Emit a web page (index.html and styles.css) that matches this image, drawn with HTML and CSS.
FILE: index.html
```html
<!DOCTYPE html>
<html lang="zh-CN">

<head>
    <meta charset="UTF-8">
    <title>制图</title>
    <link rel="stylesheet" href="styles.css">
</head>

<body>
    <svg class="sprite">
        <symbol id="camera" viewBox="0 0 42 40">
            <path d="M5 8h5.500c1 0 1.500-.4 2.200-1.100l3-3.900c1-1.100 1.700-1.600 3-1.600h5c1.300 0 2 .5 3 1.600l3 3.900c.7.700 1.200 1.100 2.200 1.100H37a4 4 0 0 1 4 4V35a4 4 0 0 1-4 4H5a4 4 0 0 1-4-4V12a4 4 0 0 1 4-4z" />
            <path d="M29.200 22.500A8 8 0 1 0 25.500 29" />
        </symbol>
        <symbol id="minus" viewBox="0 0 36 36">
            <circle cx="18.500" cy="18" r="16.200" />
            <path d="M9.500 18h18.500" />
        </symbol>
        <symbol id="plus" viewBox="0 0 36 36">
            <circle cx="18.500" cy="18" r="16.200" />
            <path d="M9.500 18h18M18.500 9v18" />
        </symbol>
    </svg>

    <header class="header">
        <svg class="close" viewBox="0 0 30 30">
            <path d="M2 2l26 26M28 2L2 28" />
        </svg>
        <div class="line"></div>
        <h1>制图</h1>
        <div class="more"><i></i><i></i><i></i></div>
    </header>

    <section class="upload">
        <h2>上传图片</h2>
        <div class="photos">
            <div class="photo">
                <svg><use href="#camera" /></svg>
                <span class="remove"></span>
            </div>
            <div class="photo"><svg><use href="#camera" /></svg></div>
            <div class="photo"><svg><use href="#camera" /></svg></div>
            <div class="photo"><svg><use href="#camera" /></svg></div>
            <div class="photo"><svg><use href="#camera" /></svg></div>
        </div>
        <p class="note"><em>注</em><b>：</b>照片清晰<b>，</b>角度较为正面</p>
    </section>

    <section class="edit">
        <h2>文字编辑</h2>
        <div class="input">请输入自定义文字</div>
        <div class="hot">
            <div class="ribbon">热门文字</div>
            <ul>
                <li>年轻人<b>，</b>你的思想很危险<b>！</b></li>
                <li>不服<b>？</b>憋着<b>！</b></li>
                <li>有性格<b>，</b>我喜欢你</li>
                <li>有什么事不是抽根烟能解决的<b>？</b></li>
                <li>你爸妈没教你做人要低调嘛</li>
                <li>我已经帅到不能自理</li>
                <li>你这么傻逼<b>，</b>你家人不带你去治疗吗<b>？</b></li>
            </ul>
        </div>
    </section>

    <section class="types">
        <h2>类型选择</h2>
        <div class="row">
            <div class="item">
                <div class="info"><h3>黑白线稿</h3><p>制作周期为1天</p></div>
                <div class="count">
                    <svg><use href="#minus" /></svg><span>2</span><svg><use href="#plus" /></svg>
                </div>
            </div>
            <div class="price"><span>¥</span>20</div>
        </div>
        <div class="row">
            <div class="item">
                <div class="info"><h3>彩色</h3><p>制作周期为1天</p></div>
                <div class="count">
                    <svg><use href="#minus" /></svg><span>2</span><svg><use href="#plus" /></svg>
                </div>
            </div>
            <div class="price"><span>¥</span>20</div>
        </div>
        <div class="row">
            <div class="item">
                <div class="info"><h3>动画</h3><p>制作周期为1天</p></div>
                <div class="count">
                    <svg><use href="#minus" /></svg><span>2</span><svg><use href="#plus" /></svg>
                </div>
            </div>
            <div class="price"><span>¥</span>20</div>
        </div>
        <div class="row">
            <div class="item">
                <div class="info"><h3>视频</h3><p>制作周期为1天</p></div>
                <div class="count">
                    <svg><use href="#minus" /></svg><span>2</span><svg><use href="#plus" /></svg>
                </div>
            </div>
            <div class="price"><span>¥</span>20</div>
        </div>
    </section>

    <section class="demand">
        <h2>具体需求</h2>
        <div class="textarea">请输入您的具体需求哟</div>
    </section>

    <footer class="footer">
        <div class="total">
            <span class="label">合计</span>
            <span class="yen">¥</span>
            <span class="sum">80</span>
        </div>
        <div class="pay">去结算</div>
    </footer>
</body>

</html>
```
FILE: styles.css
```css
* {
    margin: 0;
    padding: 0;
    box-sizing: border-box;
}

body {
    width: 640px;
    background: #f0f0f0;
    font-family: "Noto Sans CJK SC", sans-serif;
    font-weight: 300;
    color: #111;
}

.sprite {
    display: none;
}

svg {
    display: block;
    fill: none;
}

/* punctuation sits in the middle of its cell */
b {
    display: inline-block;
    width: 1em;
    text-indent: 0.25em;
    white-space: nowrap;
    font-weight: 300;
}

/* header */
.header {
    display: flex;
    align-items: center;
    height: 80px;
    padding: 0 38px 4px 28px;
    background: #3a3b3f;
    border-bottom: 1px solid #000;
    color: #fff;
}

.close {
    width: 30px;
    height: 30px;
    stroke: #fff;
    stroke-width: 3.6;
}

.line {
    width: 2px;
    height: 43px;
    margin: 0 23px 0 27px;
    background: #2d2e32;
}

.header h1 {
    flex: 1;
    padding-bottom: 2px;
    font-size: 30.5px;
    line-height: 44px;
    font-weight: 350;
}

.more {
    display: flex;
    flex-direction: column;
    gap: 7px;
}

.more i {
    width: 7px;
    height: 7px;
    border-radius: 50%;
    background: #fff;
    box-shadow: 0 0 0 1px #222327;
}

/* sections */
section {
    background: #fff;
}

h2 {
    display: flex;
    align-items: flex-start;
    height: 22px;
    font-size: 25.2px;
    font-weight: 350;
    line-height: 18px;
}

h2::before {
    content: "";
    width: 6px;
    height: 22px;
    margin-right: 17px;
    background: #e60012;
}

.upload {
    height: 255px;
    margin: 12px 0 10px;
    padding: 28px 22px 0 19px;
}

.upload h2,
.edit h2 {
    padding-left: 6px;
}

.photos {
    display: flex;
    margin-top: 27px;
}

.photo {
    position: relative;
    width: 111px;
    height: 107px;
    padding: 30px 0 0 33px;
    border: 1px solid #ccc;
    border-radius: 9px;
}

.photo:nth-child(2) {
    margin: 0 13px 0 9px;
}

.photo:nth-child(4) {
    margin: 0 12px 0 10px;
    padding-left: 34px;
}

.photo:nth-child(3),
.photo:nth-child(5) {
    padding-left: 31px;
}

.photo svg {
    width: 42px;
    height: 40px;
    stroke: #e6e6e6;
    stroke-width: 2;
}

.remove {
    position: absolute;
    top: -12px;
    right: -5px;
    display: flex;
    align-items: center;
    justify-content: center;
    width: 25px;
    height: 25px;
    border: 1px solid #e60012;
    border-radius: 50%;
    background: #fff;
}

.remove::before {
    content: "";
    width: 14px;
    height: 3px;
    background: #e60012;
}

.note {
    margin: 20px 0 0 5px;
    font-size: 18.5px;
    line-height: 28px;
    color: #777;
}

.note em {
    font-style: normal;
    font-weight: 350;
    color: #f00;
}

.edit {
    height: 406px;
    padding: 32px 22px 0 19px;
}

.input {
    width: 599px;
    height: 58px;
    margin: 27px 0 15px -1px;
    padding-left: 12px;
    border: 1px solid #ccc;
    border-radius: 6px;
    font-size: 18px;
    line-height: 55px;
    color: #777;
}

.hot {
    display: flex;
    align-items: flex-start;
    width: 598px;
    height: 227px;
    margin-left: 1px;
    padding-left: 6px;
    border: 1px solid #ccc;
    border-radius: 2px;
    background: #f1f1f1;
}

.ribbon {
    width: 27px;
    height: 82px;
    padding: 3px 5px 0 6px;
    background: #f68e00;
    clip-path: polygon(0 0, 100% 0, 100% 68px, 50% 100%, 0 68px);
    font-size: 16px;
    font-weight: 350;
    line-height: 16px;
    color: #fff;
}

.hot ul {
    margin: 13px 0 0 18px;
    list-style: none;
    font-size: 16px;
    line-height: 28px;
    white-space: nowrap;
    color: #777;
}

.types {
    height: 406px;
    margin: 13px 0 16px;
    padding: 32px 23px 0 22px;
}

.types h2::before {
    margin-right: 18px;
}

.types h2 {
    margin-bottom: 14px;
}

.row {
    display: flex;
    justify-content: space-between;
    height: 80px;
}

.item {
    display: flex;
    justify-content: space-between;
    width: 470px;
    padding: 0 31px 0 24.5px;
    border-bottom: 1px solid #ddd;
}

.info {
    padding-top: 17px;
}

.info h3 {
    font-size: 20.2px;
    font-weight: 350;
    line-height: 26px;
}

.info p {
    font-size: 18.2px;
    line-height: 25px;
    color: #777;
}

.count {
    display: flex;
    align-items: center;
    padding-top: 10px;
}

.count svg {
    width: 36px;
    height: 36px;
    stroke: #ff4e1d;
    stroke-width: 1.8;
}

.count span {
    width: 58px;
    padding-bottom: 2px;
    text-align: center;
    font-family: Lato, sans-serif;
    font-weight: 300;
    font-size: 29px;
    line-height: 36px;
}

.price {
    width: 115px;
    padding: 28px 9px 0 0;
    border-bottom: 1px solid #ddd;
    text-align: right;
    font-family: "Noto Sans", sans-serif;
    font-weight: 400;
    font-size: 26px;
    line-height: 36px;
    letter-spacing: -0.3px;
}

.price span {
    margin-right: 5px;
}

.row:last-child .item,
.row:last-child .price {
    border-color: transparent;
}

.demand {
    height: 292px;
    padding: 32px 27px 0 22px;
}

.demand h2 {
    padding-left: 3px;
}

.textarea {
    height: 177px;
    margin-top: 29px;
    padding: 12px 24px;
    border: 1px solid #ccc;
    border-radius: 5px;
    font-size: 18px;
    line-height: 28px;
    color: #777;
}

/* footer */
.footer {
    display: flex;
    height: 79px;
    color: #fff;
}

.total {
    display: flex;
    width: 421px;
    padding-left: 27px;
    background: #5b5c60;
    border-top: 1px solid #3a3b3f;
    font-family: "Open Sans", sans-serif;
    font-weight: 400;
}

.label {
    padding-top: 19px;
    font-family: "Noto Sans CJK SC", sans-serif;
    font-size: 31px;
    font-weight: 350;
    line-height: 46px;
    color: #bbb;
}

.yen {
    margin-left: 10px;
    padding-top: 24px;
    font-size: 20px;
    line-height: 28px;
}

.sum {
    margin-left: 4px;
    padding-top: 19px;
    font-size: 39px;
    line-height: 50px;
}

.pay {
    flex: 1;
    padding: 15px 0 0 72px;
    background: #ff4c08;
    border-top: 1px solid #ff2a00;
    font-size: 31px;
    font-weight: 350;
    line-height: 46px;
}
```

________________

# SHORT TASK:
Counting only lines of the data above that hold "index", report the total and nothing else.

# FINISHED EXERCISE:
2